経団連くりっぷ No.53 (1997年 4月10日)

なびげーたー

農業・農村・食糧問題について本格的検討

産業本部副本部長 永松恵一


「農業従事者の自由な意志と創意工夫を尊重しつつ、農業の近代化と合理化を図って、農業従事者が他の国民各層と均衡する健康で文化的な生活を営む」

  1. 上の文章は、1961年に制定された農業基本法の前文の一部である。
    いよいよ農業基本法の本格的な見直しの 検討作業が政府でも始まる。基本法自体は優れた理念、目標を掲げているが、現実の農業は、日本経済が直面している高齢化、国際化、高負担という3K問題への対応に苦慮し、事態は悪化している。

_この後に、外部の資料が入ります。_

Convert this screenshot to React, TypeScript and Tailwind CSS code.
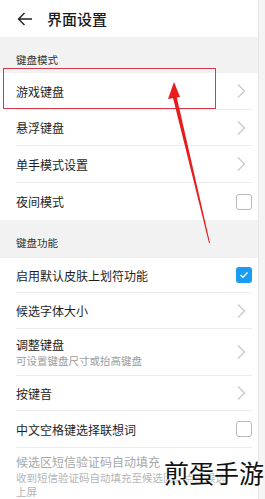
import React from "react";

const Chevron = () => (
  <svg width="10" height="16" viewBox="0 0 10 16" className="shrink-0 mr-[6px]">
    <polyline points="2,1.5 8.5,8 2,14.5" fill="none" stroke="#c9c9c9" strokeWidth="1.3" />
  </svg>
);

const Box = ({ checked }: { checked?: boolean }) =>
  checked ? (
    <div className="w-[16px] h-[16px] rounded-[3px] bg-[#1a9cf0] flex items-center justify-center shrink-0">
      <svg width="10" height="8" viewBox="0 0 10 8">
        <polyline points="1.5,4 4,6.3 8.5,1.5" fill="none" stroke="#fff" strokeWidth="1.4" />
      </svg>
    </div>
  ) : (
    <div className="w-[16px] h-[16px] rounded-[3px] border border-[#b8b8b8] bg-white shrink-0" />
  );

const Row = ({
  title,
  sub,
  right,
  h,
  last,
}: {
  title: string;
  sub?: string[];
  right?: React.ReactNode;
  h: string;
  last?: boolean;
}) => (
  <div className="pl-[16px] pr-[6px]">
    <div className={`flex items-center justify-between ${h} ${last ? "" : "border-b border-[#ececec]"}`}>
      <div className="flex flex-col">
        <span className="text-[12px] leading-[17px] text-[#1e1e1e]">{title}</span>
        {sub?.map((s) => (
          <span key={s} className="text-[10.5px] leading-[15px] text-[#9c9c9c] whitespace-nowrap">{s}</span>
        ))}
      </div>
      {right}
    </div>
  </div>
);

export default function App() {
  return (
    <div
      className="relative w-[265px] h-[499px] overflow-hidden bg-white flex"
      style={{ fontFamily: '"Noto Sans CJK SC", "Noto Sans", sans-serif' }}
    >
      <div className="w-[258px] flex flex-col shrink-0">
        <div className="h-[37px] flex items-center pl-[17px] shrink-0">
          <svg width="16" height="14" viewBox="0 0 16 14">
            <path d="M15 7H1.5M7.5 1L1.5 7l6 6" fill="none" stroke="#222" strokeWidth="1.4" />
          </svg>
          <span className="ml-[14px] text-[15px] font-medium text-[#1a1a1a] leading-none">界面设置</span>
        </div>
        <div className="h-[36px] bg-[#f2f2f2] flex items-end pl-[16px] pb-[6px] shrink-0">
          <span className="text-[10.5px] leading-[14px] text-[#333]">键盘模式</span>
        </div>
        <Row title="游戏键盘" h="h-[37px]" right={<Chevron />} />
        <Row title="悬浮键盘" h="h-[36px]" right={<Chevron />} />
        <Row title="单手模式设置" h="h-[37px]" right={<Chevron />} />
        <Row title="夜间模式" h="h-[37px]" last right={<Box />} />
        <div className="h-[38px] bg-[#f2f2f2] flex items-end pl-[16px] pb-[8px] shrink-0">
          <span className="text-[10.5px] leading-[14px] text-[#333]">键盘功能</span>
        </div>
        <Row title="启用默认皮肤上划符功能" h="h-[35px]" right={<Box checked />} />
        <Row title="候选字体大小" h="h-[36px]" right={<Chevron />} />
        <Row title="调整键盘" sub={["可设置键盘尺寸或抬高键盘"]} h="h-[47px]" right={<Chevron />} />
        <Row title="按键音" h="h-[35px]" right={<Chevron />} />
        <Row title="中文空格键选择联想词" h="h-[37px]" right={<Box />} />
        <div className="pl-[16px] pt-[5px] flex flex-col">
          <span className="text-[12px] leading-[17px] text-[#a8a8a8]">候选区短信验证码自动填充</span>
          <span className="text-[10.5px] leading-[15px] text-[#b5b5b5] whitespace-nowrap">收到短信验证码自动填充至候选区，点击候选</span>
          <span className="text-[10.5px] leading-[14px] text-[#b5b5b5]">上屏</span>
        </div>
      </div>
      <div className="flex-1 bg-[#f4f4f4] border-l border-[#e4e4e4]" />

      {/* red highlight box */}
      <div className="absolute left-[3px] top-[68px] w-[213px] h-[41px] border-[1.5px] border-[#d23a4a]" />

      {/* red arrow */}
      <svg className="absolute left-0 top-0" width="265" height="499" viewBox="0 0 265 499">
        <polygon points="172.5,96 176.5,96 210,243 209,243" fill="#e81c1c" />
        <polygon points="174,82 168,99 180,97" fill="#e81c1c" />
      </svg>

      {/* watermark */}
      <div
        className="absolute left-[164px] top-[452px] text-[25px] leading-[40px] text-[#111] whitespace-nowrap"
        style={{ textShadow: "0 0 2px #fff, 0 0 2px #fff, 0 0 3px #fff" }}
      >
        煎蛋手游
      </div>
    </div>
  );
}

  2. 高齢化は空洞化問題とも密接に関連している。65歳以上の高齢者農業就業者割合は40%を占め、15〜29歳の青年層は5%にすぎない。しかも、離職就農者数が増加しているとはいえ、新規学卒農家子弟の農業 就業率は1%台である。耕地面積が500万haに減少する中で、耕作放棄地が24万haを超える一方、減反政策により70万ha弱の田が生産調整の対象とされている。農地の集約化、規模拡大が徐々にではあるが進展し、また、ほ場整備事業も担い手育成の観点から大規模中心に進められているが、一律的な減反政策は、投資効率を低化させるだけでなく、農業者の意欲を著しく阻害している。生活環境の改善を含め、魅力ある職 業としての農業の確立が急がれる。

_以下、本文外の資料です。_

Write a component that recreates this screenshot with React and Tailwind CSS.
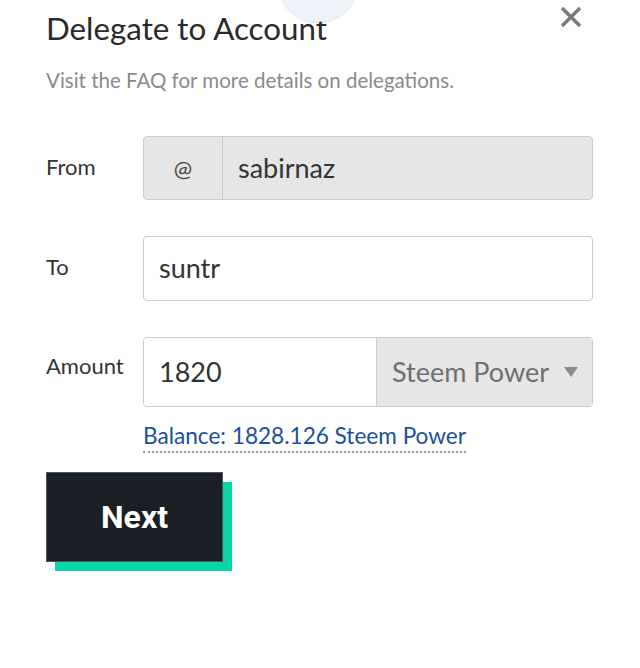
import React from "react";

export default function App() {
  return (
    <div className="relative w-[640px] h-[668px] bg-white overflow-hidden" style={{ fontFamily: "Lato, 'Noto Sans', sans-serif" }}>
      <div className="absolute left-[279px] top-[-56px] w-[78px] h-[78px] rounded-full bg-[#eef2fb] shadow-[0_1px_3px_rgba(0,0,0,0.14)] z-10" />
      <button className="absolute left-[559px] top-[5px] text-[#7a7a7a]">
        <svg width="24" height="24" viewBox="0 0 24 24">
          <path d="M3 3 L21 21 M21 3 L3 21" stroke="#7a7a7a" strokeWidth="3.4" />
        </svg>
      </button>
      <div className="pl-[46px] pr-[47px] pt-[8px]">
        <h1 className="text-[31.3px] leading-[40px] text-[#2a2a2a]">Delegate to Account</h1>
        <p className="mt-[20px] text-[20.5px] leading-[24px] text-[#8a8a8a]">Visit the FAQ for more details on delegations.</p>

        <div className="mt-[44px] flex items-start">
          <div className="w-[97px] pt-[14px] text-[22px] text-[#333]">From</div>
          <div className="flex-1 flex h-[64px] rounded-[4px] border border-[#cacaca] bg-[#e6e6e6]">
            <div className="w-[79px] flex items-center justify-center border-r border-[#cacaca] text-[22px] text-[#444]">@</div>
            <div className="flex-1 flex items-center pl-[15px] text-[27px] text-[#333]">sabirnaz</div>
          </div>
        </div>

        <div className="mt-[36px] flex items-start">
          <div className="w-[97px] pt-[14px] text-[22px] text-[#333]">To</div>
          <div className="flex-1 flex items-center h-[65px] rounded-[4px] border border-[#cacaca] bg-white pl-[15px] text-[27px] text-[#333]">suntr</div>
        </div>

        <div className="mt-[36px] flex items-start">
          <div className="w-[97px] pt-[12px] text-[22px] text-[#333]">Amount</div>
          <div className="flex-1">
            <div className="flex h-[70px] rounded-[4px] border border-[#cacaca]">
              <div className="w-[233px] flex items-center pl-[15px] bg-white border-r border-[#cacaca] text-[27px] text-[#333] rounded-l-[4px]">1820</div>
              <div className="flex-1 flex items-center justify-between pl-[15px] pr-[14px] bg-[#e6e6e6] text-[27px] text-[#6f6f6f]">
                <span>Steem Power</span>
                <svg width="14" height="10" viewBox="0 0 14 10"><path d="M0 0 H14 L7 10 Z" fill="#8a8a8a" /></svg>
              </div>
            </div>
            <div className="mt-[16px]">
              <span className="text-[22.6px] leading-[26px] text-[#1a4f9c] border-b-2 border-dotted border-[#9a9a9a] pb-[2px]">Balance: 1828.126 Steem Power</span>
            </div>
          </div>
        </div>

        <div className="mt-[22px] relative w-[186px] h-[99px]">
          <div className="absolute left-[9px] top-[10px] w-[177px] h-[89px] bg-[#07d7a8]" />
          <button className="absolute left-0 top-0 w-[177px] h-[90px] bg-[#1a1f25] border border-[#555] text-white text-[32px] font-bold" style={{ fontFamily: "Roboto, Inter, sans-serif" }}>Next</button>
        </div>
      </div>
    </div>
  );
}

  3. 国際化の波は農業にも押し寄せており、株式会社制度の本格的活用を含め、産業としての農業、国際競争に耐えうる農業の育成に政策を集中する必要がある。とりわけ基幹的作物である米については、2000年にミニマム・アクセス(消費量の4〜8%)の特例措置が期限切れとなる。また、食料加工品の関税率引き下げと国内農産物の価格支持制度等により、国内農業の重要なユ−ザーである食品産業は厳しい局面を迎えており、制度の抜本改革が必要である。
    なお、食糧自給率は42%にまで低下しているが、飽食家の日本人の胃袋を満たすため海外に1200万haの土地を確保してあると理解したい。食糧安保は、輸入力との関連、自給力の観点から論ぜられるべきである。

  4. 高負担問題については、6兆100億円にのぼるUR対策費をめぐる議論を契機に、国民の大きな関心事となっている。農業総生産は7兆6,000億円、GDPの1.6%にすぎないのに対し、国の一般会計の3.5%、2兆6,000億円の予算が投入され、さらに価格支持等により国民負担は増大している。農家総所得は、勤労者世帯収入より3割ほど高いのにである。競争力のある農業育成のため、予算の徹底した重点化が必要である。
    一方では環境保全の議論もあり、基本法を巡る議論は多岐にわたる。経団連でもすでに検討に着手しており、今夏には意見をまとめる予定である。